Renft und ich (IV)
oder
But the Band plays the boogie and the beat goes on…
1990 war die Welt eh aus den Fugen. So entging mir zunächst, dass sich Renft wieder zusammengetan hatten. Auf die alte Art: Eigentlich zerstritten, aber den Kult im Blut, aus dem sie nun was machen wollten.
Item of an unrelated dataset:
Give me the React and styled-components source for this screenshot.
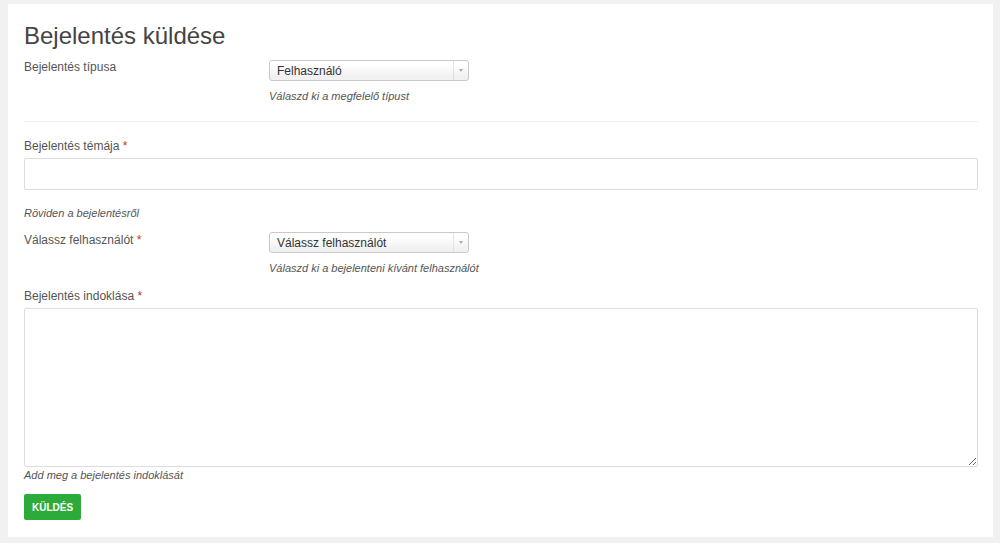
import React from "react";
import styled, { createGlobalStyle } from "styled-components";

const Global = createGlobalStyle`
  html, body { margin: 0; padding: 0; background: #f1f1f1; }
  body { font-family: "Liberation Sans", Arial, sans-serif; }
  * { box-sizing: border-box; }
`;

const Page = styled.div`
  padding: 4px 7px 6px 8px;
  height: 543px;
`;

const Panel = styled.div`
  background: #ffffff;
  padding: 17px 15px 16px 16px;
  height: 533px;
`;

const Title = styled.h1`
  margin: 0 0 9px;
  font-size: 24px;
  font-weight: 400;
  line-height: 30px;
  color: #444;
`;

const Row = styled.div`
  display: grid;
  grid-template-columns: 245px 200px;
  margin-top: ${({ mt }) => mt || 0}px;
  margin-bottom: ${({ mb }) => mb || 0}px;
`;

const Field = styled.div`
  white-space: nowrap;
`;

const Label = styled.div`
  font-size: 12px;
  color: #555;
  padding-top: ${({ pt }) => pt ?? 0}px;
  margin-top: ${({ mt }) => mt || 0}px;
`;

const Req = styled.span`
  color: #c9302c;
`;

const Help = styled.div`
  font-size: 11px;
  font-style: italic;
  color: #555;
  white-space: nowrap;
  margin-top: ${({ mt }) => mt || 0}px;
`;

const Select = styled.div`
  display: flex;
  align-items: center;
  height: 21px;
  border: 1px solid #c9c9c9;
  border-radius: 3px;
  background: linear-gradient(#ffffff 20%, #f1f1f1 80%);
  font-size: 12px;
  color: #333;
  padding-left: 7px;
`;

const SelectText = styled.span`
  flex: 1;
`;

const Arrow = styled.span`
  width: 15px;
  height: 100%;
  border-left: 1px solid #e0e0e0;
  display: flex;
  align-items: center;
  justify-content: center;
  &::after {
    content: "";
    border-left: 2px solid transparent;
    border-right: 2px solid transparent;
    border-top: 3px solid #aaa;
  }
`;

const Divider = styled.hr`
  border: 0;
  border-top: 1px solid #eee;
  margin: 0 0 17px;
`;

const Input = styled.div`
  height: 32px;
  border: 1px solid #ddd;
  border-radius: 2px;
  margin-top: 5px;
`;

const TextArea = styled.textarea`
  display: block;
  width: 100%;
  height: 159px;
  border: 1px solid #ddd;
  border-radius: 2px;
  margin: 5px 0 0;
  resize: vertical;
  font-family: inherit;
`;

const Button = styled.button`
  margin-top: 13px;
  width: 57px;
  height: 26px;
  border: 0;
  border-radius: 2px;
  background: #2cab3a;
  color: #fff;
  font-family: "Liberation Sans", Arial, sans-serif;
  font-size: 10px;
  font-weight: 700;
  padding: 0;
`;

export default function App() {
  return (
    <>
      <Global />
      <Page>
        <Panel>
          <Title>Bejelentés küldése</Title>
          <Row mb={19}>
            <Label pt={0}>Bejelentés típusa</Label>
            <Field>
              <Select>
                <SelectText>Felhasználó</SelectText>
                <Arrow />
              </Select>
              <Help mt={9}>Válaszd ki a megfelelő típust</Help>
            </Field>
          </Row>
          <Divider />
          <Label>
            Bejelentés témája <Req>*</Req>
          </Label>
          <Input />
          <Help mt={17}>Röviden a bejelentésről</Help>
          <Row mt={13}>
            <Label pt={1}>
              Válassz felhasználót <Req>*</Req>
            </Label>
            <Field>
              <Select>
                <SelectText>Válassz felhasználót</SelectText>
                <Arrow />
              </Select>
              <Help mt={9}>Válaszd ki a bejelenteni kívánt felhasználót</Help>
            </Field>
          </Row>
          <Label mt={15}>
            Bejelentés indoklása <Req>*</Req>
          </Label>
          <TextArea />
          <Help mt={2}>Add meg a bejelentés indoklását</Help>
          <Button>KÜLDÉS</Button>
        </Panel>
      </Page>
    </>
  );
}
Als ich per Monster-Interview in der „Wochenpost“, die es damals noch gab, von der Wiederauferstehung erfuhr, glaubte ich, dass nun gloriose Zeiten anbrechen. Es würde nun das verhinderte 3. Album geben. Man würde den Pannach+Kunert Liederkanon durchforsten und ein 4.Album machen, man würde den Werdegang der Band verfilmen, man würde mehrbändige Memoiren schreiben und die Streitigkeiten um Zeilen, Strophen, Lieder der Nachwelt erhalten…
Ich armer Irrer. Meine kranke Phantasie! Renft waren nie ein rockender Philosophen-Club! Sie wurden es auch jetzt nicht. Nichts von alledem geschah. Nur 4 von 6 hatten sich zusammengerauft, Cäsar und Kuno fehlten. Lutz Heinrich und Robert Hoffmann ersetzten sie. Wer immer die waren. Ein halbes Ding also. Meine Begeisterung hielt sich in Grenzen. Der Reiz von Renft war unter anderem die Vielfalt der Singstimmen, die Aufteilung der Songs auf 3 sehr unterschiedliche Stimmlagen, die sich perfekt ergänzten – und nun fehlten davon gleich zwei!
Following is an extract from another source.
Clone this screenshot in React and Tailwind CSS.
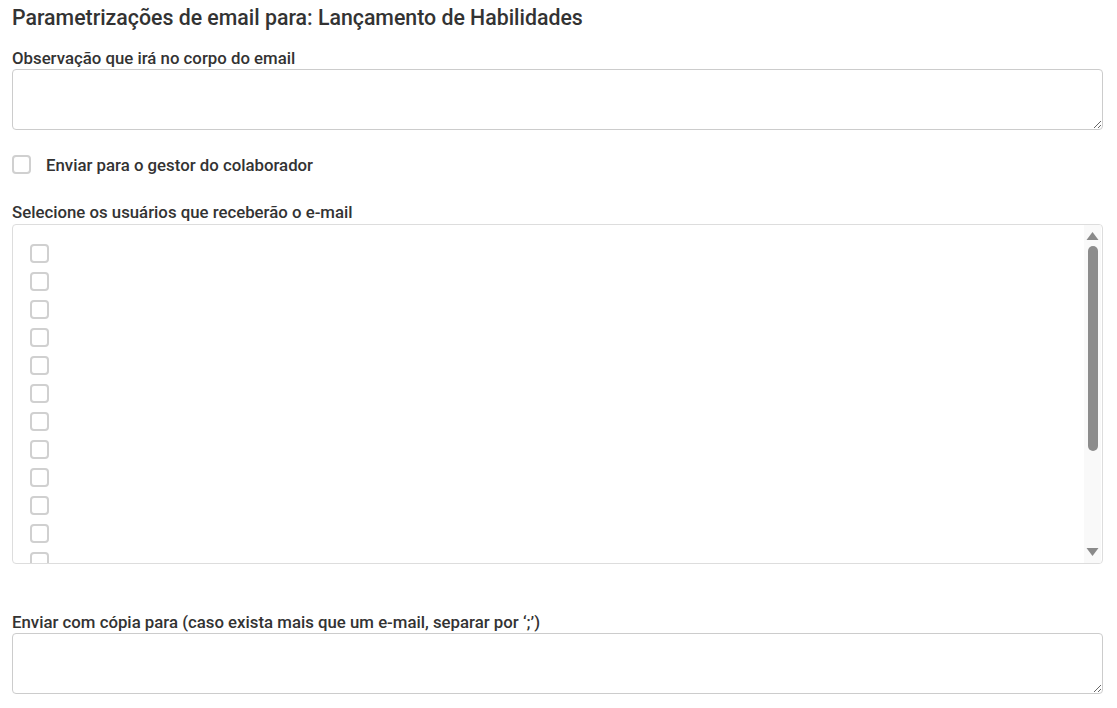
import { useState } from "react";

const usuarios = Array.from({ length: 12 }, (_, i) => i);

function Caixa({ className = "" }) {
  return (
    <span
      className={`block w-[19px] h-[19px] border-2 border-[#d0d0d0] rounded-[4px] bg-white shrink-0 ${className}`}
    />
  );
}

export default function App() {
  const [gestor, setGestor] = useState(false);

  return (
    <div
      className="w-[1117px] h-[708px] bg-white text-[#333] px-3 overflow-hidden"
      style={{ fontFamily: "Roboto, 'Liberation Sans', sans-serif" }}
    >
      <h1 className="text-[21.3px] font-medium leading-[22px] pt-[7px]">
        Parametrizações de email para: Lançamento de Habilidades
      </h1>

      <label className="block text-[16.8px] font-medium leading-[18px] mt-[20px]">
        Observação que irá no corpo do email
      </label>
      <textarea className="block w-[1091px] h-[61px] mt-[2px] border border-[#ccc] rounded-[4px] outline-none resize-y p-2" />

      <div
        className="flex items-center gap-[15px] mt-[25px] cursor-pointer"
        onClick={() => setGestor(!gestor)}
      >
        <Caixa />
        <span className="text-[16.8px] font-medium leading-[18px]">
          Enviar para o gestor do colaborador
        </span>
      </div>

      <label className="block text-[16.8px] font-medium leading-[18px] mt-[29px]">
        Selecione os usuários que receberão o e-mail
      </label>
      <div className="flex w-[1091px] h-[340px] mt-[3px] border border-[#ddd] rounded-[4px] overflow-hidden">
        <div className="flex-1 overflow-hidden pt-[19px] pl-[17px] flex flex-col gap-[9px]">
          {usuarios.map((u) => (
            <Caixa key={u} />
          ))}
        </div>
        <div className="w-[17px] mr-[1px] bg-[#f9f9f9] flex flex-col items-center pt-[6px] pb-[6px]">
          <svg width="13" height="10" viewBox="0 0 13 10" className="shrink-0">
            <path d="M6.5 1 L12.5 9 L0.5 9 Z" fill="#8a8a8a" />
          </svg>
          <div className="w-[10px] h-[205px] mt-[5px] rounded-full bg-[#8c8c8c]" />
          <div className="flex-1" />
          <svg width="13" height="10" viewBox="0 0 13 10" className="shrink-0">
            <path d="M0.5 1 L12.5 1 L6.5 9 Z" fill="#8a8a8a" />
          </svg>
        </div>
      </div>

      <label className="block text-[16.8px] font-medium leading-[18px] mt-[49px]">
        Enviar com cópia para (caso exista mais que um e-mail, separar por ‘;’)
      </label>
      <textarea className="block w-[1091px] h-[61px] mt-[2px] border border-[#ccc] rounded-[4px] outline-none resize-y p-2" />
    </div>
  );
}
Ich riss mich also nicht um eine Karte. Außerdem spielten die nicht hierherum und es war die Zeit des Massensterbens auf der Autobahn. Angst! Ich fuhr noch Trabbi – praktisch eine Brandkugel ohne Knautschzone. Ein Kultmobil wird der für mich nie! Nina Hagen hielt die Situation von damals in „Zwischen Erfurt und Gera“ genial auf thüringisch fest.
„Off de Bremse trädn, hier wörd nich gepennt! De Dotenhämdn-Industrie liechd voll im Drend!“
Lauter irre Ossis, mit und ohne Fahrpraxis, rasten mit ihren „Schnäppschen-Fohrzeusch’n für siehmhunnert West“ mit 100 PS in den Tod und rissen letzte Trabbifahrer, die zufällig in der Nähe fuhren, mit. Einmal hatten auch wir knapp Glück. Wo war eigentlich der TÜV damals? Was da für Ruinen unterwegs waren!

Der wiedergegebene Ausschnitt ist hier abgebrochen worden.